> _Work to do_
In the records below, find each line with the word "code" and copy it.

> _Exercise materials_
###

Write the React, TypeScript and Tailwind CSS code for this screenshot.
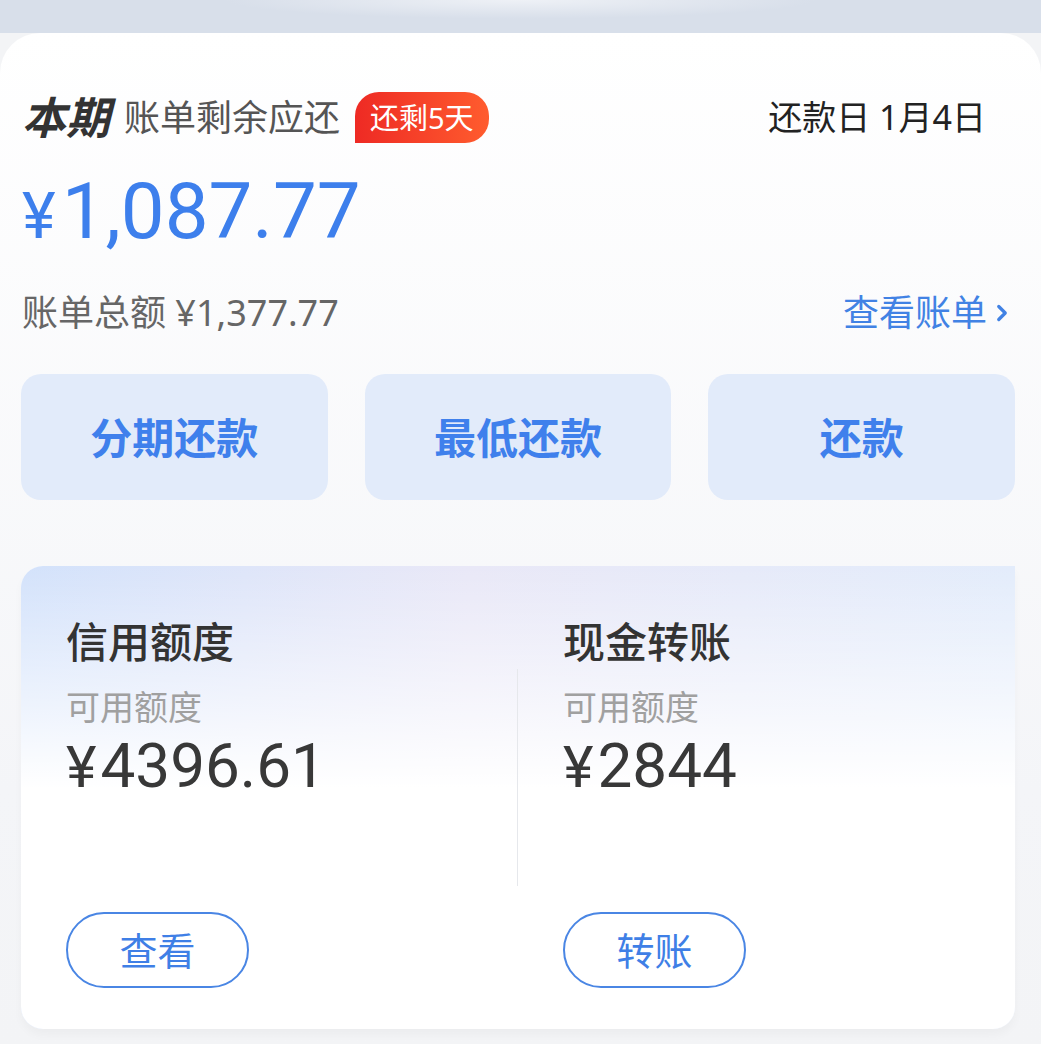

###

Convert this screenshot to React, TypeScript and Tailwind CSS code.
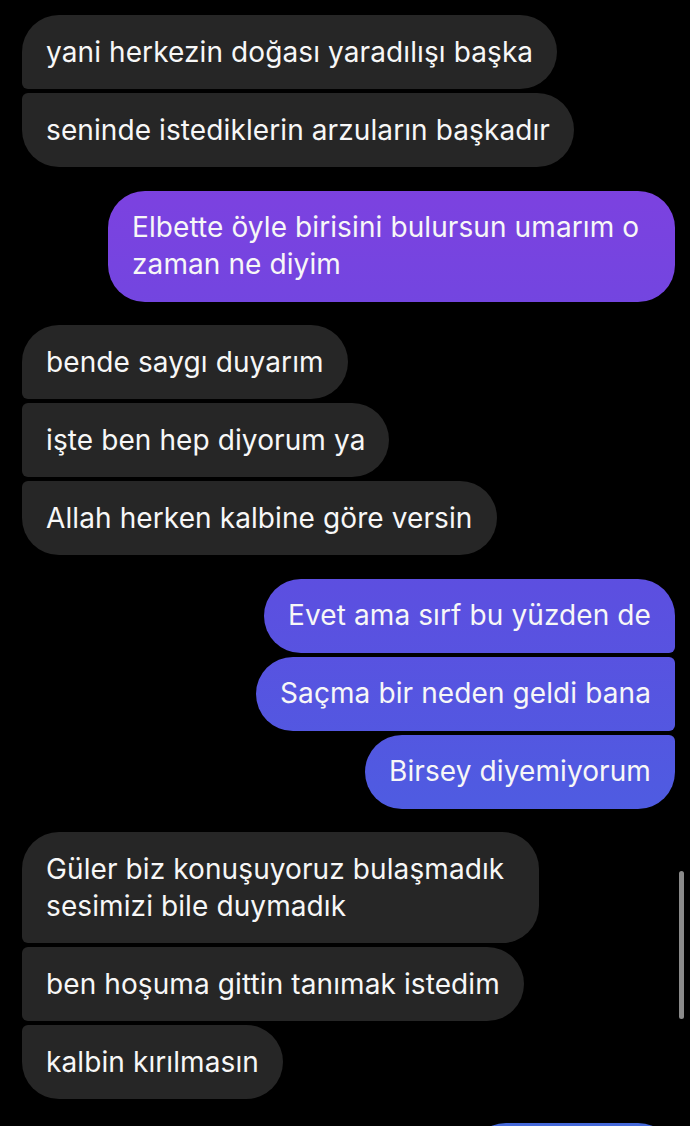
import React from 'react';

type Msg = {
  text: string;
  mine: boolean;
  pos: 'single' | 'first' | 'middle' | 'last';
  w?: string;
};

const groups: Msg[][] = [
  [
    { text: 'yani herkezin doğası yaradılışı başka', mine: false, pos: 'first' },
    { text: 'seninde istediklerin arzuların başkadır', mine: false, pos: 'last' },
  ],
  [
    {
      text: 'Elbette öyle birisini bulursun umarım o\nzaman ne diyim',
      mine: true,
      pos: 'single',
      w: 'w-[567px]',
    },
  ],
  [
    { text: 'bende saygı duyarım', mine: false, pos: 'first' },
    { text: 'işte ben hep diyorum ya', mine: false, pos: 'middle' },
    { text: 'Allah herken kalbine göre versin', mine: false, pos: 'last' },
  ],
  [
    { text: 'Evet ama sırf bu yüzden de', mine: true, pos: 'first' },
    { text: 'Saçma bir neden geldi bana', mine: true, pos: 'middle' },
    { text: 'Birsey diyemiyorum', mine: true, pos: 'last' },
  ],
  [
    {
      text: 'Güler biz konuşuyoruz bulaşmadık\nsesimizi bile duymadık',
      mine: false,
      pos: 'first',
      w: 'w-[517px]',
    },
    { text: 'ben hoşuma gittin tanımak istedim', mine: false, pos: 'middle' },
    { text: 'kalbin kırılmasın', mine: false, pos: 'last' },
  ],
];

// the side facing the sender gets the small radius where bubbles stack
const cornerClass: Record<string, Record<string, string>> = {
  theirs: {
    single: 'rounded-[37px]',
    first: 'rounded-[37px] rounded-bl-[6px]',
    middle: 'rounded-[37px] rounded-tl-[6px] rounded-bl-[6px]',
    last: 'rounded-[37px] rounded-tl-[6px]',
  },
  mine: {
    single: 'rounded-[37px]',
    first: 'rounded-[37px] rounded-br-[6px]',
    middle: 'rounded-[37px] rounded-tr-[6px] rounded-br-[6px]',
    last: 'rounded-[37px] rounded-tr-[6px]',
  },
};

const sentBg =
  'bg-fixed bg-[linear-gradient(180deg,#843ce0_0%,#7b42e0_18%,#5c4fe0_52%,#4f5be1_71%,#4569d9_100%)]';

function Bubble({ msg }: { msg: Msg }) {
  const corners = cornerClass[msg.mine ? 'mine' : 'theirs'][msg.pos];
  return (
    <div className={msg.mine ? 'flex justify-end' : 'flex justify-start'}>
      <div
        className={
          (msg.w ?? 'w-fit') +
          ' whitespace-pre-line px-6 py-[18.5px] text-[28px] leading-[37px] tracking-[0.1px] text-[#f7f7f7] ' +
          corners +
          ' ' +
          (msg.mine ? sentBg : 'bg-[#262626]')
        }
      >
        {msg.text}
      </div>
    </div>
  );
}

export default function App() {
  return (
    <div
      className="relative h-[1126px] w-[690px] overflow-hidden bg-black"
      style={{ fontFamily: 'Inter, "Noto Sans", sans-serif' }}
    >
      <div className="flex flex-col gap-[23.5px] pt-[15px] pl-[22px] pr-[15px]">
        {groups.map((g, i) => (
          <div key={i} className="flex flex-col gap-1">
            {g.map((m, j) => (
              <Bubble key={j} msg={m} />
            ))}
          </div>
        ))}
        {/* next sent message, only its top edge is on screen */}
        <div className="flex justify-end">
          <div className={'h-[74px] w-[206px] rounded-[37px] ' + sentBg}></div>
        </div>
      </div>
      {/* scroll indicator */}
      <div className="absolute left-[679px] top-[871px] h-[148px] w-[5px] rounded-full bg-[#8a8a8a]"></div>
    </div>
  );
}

###

> _Exercise answer_
Write the React, TypeScript and Tailwind CSS code for this screenshot.
Convert this screenshot to React, TypeScript and Tailwind CSS code.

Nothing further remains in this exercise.